> EXERCISE
Write out exactly the lines from the line with "What React, TypeScript" through the line with "Emit a web page", including both, and nothing more.
======== GIVEN DATA ========
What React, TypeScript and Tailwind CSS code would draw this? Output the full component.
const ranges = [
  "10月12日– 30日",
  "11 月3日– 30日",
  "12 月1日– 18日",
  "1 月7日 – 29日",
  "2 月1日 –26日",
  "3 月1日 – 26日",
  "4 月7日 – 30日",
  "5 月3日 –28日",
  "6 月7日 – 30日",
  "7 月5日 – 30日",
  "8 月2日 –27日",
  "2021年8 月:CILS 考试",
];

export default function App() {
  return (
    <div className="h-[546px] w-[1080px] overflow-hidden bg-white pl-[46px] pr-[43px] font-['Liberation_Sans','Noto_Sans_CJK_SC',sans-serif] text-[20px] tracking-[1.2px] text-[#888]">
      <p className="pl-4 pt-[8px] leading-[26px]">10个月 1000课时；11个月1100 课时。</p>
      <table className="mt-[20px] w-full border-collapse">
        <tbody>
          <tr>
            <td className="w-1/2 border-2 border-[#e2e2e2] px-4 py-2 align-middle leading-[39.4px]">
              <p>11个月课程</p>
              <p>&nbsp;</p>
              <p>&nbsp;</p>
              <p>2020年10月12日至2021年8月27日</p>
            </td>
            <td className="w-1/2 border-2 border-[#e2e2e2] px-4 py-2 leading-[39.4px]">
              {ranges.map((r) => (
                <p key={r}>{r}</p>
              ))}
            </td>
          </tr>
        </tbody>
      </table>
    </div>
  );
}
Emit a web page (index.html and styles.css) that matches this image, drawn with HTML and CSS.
========
======== GIVEN DATA ========
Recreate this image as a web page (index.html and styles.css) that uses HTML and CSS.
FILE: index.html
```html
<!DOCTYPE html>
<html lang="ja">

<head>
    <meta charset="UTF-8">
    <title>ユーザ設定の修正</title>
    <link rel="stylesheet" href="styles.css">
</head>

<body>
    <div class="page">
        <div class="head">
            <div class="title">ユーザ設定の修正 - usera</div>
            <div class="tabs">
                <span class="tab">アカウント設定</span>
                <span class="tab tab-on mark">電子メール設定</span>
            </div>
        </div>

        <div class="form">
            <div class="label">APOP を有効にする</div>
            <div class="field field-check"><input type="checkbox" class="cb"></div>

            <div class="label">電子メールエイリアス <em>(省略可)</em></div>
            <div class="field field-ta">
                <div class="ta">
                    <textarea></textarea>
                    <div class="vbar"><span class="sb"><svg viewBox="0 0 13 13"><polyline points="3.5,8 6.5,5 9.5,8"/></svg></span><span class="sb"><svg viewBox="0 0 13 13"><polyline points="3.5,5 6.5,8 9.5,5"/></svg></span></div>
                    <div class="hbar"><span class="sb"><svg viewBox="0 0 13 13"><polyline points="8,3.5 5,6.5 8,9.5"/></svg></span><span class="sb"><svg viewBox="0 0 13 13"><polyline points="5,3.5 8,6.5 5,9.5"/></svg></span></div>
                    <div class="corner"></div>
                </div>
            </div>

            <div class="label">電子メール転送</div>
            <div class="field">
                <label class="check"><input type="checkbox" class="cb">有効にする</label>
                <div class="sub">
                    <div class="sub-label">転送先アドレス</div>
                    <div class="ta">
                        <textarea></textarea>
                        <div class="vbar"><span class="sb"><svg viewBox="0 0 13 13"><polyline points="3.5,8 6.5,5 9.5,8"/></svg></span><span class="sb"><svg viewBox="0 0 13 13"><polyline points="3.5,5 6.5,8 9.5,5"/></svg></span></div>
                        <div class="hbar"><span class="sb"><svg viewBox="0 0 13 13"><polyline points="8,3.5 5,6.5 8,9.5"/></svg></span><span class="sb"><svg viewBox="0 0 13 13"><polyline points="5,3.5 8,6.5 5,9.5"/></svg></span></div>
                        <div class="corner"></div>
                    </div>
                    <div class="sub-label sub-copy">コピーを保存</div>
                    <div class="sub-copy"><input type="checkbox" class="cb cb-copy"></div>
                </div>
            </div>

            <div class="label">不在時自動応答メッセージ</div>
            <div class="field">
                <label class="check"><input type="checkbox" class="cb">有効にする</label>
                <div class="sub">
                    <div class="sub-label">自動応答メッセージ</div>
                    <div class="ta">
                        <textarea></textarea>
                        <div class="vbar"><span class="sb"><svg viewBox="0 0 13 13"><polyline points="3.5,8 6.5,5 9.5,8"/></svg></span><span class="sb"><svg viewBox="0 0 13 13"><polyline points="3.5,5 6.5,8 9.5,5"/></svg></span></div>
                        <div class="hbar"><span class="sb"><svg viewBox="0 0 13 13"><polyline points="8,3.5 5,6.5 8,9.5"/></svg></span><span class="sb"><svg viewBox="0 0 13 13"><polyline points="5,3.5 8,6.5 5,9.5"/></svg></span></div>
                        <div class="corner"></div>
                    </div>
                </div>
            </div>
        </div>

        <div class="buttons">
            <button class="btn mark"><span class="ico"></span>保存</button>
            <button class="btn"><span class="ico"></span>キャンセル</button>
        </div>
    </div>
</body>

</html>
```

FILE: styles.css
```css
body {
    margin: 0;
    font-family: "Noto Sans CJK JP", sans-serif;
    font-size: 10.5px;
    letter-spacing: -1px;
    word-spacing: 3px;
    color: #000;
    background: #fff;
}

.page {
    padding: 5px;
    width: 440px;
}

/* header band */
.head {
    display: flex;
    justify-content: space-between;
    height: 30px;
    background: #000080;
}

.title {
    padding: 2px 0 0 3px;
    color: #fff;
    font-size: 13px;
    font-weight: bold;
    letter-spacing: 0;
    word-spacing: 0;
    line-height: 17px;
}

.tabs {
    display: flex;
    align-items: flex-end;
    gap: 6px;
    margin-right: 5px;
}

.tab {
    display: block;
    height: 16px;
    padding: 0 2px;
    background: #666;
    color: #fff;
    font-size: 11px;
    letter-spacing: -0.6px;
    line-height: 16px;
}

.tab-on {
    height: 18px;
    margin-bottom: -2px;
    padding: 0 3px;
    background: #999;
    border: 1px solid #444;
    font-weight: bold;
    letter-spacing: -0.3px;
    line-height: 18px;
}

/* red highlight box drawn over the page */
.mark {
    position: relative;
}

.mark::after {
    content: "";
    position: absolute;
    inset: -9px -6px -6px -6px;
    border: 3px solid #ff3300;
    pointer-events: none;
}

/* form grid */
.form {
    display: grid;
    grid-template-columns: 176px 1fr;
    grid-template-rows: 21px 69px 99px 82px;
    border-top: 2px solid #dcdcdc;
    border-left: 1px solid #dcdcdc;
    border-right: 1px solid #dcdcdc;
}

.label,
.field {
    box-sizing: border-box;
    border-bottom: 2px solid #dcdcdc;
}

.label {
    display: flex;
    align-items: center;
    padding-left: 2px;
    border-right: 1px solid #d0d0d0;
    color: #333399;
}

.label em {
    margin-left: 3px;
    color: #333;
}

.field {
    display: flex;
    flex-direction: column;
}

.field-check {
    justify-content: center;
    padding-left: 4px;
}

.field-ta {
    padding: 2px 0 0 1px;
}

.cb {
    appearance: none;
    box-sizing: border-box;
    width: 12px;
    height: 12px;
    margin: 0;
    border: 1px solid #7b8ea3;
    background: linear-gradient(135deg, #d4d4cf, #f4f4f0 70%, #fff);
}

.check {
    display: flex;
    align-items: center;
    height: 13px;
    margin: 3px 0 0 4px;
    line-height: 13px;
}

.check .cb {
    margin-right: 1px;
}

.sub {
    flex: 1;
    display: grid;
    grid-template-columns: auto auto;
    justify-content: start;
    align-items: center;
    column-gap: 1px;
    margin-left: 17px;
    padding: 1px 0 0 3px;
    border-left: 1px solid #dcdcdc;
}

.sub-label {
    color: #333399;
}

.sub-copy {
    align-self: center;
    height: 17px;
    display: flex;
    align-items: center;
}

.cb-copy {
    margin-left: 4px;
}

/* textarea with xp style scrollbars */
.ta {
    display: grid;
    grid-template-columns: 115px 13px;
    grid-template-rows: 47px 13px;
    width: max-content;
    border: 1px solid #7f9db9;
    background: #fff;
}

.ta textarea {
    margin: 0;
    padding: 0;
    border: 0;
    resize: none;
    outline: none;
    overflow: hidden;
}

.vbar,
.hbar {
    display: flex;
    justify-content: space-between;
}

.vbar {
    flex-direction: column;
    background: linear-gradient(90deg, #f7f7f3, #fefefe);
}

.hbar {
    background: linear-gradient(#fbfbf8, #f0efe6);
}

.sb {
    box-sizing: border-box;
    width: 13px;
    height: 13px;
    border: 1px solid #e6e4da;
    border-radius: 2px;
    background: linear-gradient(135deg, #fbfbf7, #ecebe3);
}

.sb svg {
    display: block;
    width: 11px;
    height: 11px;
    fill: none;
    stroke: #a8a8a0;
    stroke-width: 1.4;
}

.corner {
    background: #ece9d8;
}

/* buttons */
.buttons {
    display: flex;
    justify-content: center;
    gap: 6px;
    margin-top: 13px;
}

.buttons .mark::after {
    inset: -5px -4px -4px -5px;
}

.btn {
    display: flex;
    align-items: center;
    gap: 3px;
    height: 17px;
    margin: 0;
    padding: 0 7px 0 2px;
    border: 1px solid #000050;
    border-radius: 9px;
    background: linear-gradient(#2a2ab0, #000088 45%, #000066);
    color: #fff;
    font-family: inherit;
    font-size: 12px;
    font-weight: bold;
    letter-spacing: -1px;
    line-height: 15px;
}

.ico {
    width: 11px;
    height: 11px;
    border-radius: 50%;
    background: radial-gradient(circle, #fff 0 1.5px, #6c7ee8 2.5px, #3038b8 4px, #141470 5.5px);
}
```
========
> OUTPUT FOR THIS EXERCISE
What React, TypeScript and Tailwind CSS code would draw this? Output the full component.
const ranges = [
  "10月12日– 30日",
  "11 月3日– 30日",
  "12 月1日– 18日",
  "1 月7日 – 29日",
  "2 月1日 –26日",
  "3 月1日 – 26日",
  "4 月7日 – 30日",
  "5 月3日 –28日",
  "6 月7日 – 30日",
  "7 月5日 – 30日",
  "8 月2日 –27日",
  "2021年8 月:CILS 考试",
];

export default function App() {
  return (
    <div className="h-[546px] w-[1080px] overflow-hidden bg-white pl-[46px] pr-[43px] font-['Liberation_Sans','Noto_Sans_CJK_SC',sans-serif] text-[20px] tracking-[1.2px] text-[#888]">
      <p className="pl-4 pt-[8px] leading-[26px]">10个月 1000课时；11个月1100 课时。</p>
      <table className="mt-[20px] w-full border-collapse">
        <tbody>
          <tr>
            <td className="w-1/2 border-2 border-[#e2e2e2] px-4 py-2 align-middle leading-[39.4px]">
              <p>11个月课程</p>
              <p>&nbsp;</p>
              <p>&nbsp;</p>
              <p>2020年10月12日至2021年8月27日</p>
            </td>
            <td className="w-1/2 border-2 border-[#e2e2e2] px-4 py-2 leading-[39.4px]">
              {ranges.map((r) => (
                <p key={r}>{r}</p>
              ))}
            </td>
          </tr>
        </tbody>
      </table>
    </div>
  );
}
Emit a web page (index.html and styles.css) that matches this image, drawn with HTML and CSS.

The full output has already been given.